Multiphysics software speeds the optimization of electrical machines

An updated version of the Opera electromagnetic and multiphysics design software has been launched by Cobham Technical Services. The new version 18 release of this renowned finite element analysis and simulation software incorporates numerous enhancements to boost functionality, speed and accuracy, while further improving ease of use.

Key new features in Opera v18 include a powerful analytic tool to help users quickly assess different winding configurations in rotating electrical machines. A new graphical analysis setup tool brings drag-and-drop editing simplicity to complex evaluation sequences involving multiphysics simulation. The modeling of materials with very small skin depths is also made much simpler by a new surface impedance boundary condition for transient electromagnetic analysis; the code for this software is also specifically structured to allow parallel processing to accelerate analysis.
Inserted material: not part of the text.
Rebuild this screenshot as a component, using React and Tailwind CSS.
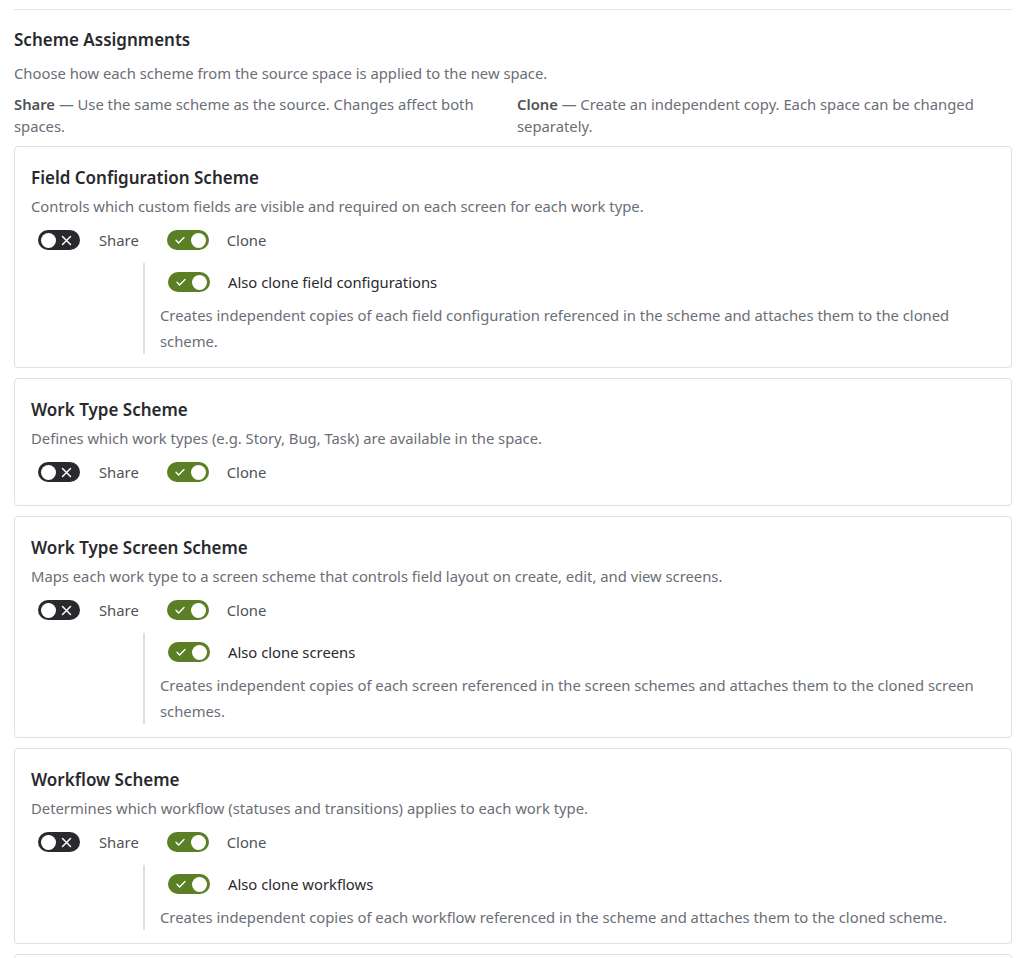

The new tool for electrical machine design can shorten development times significantly, by allowing highly detailed investigation of possible winding options prior to finite element analysis and simulation of the most promising designs. Called the Winding Tool, it enables designers to assess the feasibility and efficiency of different coil winding configurations – and their impact on machine performance – very easily and quickly. The software includes a winding wizard which creates a report of all feasible windings for a user-specified range of slots and poles, backed by detailed winding characteristics for each slot-pole combination. It is available for both the two-dimensional and three-dimensional Opera design software packages.

In the case of an electric motor design for example, designers could initially use the Winding Tool to define parameters such as the number of phases, slots and poles. A feasibility indicator instantly shows whether the specified configuration can be realized with single layer windings, while ‘calculate’ and ‘load’ buttons enable individual sets of current or previously stored parameters to be analyzed. As standard, the tool provides six different types of graphical output, each accessed easily by a tabbed selector. These comprise circular and linear representations of the optimal winding layout and a ‘star of slots’ representation of harmonic amplitude, together with graphs of winding factor and winding magnetomotive force (MMF) harmonics and a voltage phasor (Görges) diagram.

After verifying winding feasibility, designers would typically use the Winding Tool’s parameter input and graphical output facilities interactively, to investigate how potentially viable winding configurations could be improved or adapted to meet specific motor design objectives. For example, the effect of various winding skew angles on harmonics can be examined in detail as part of the design process - to minimize cogging torque, noise and vibration. The full set of results from each Winding Tool calculation is made available to other Opera facilities in the form of an Opera Object in the Python programming language.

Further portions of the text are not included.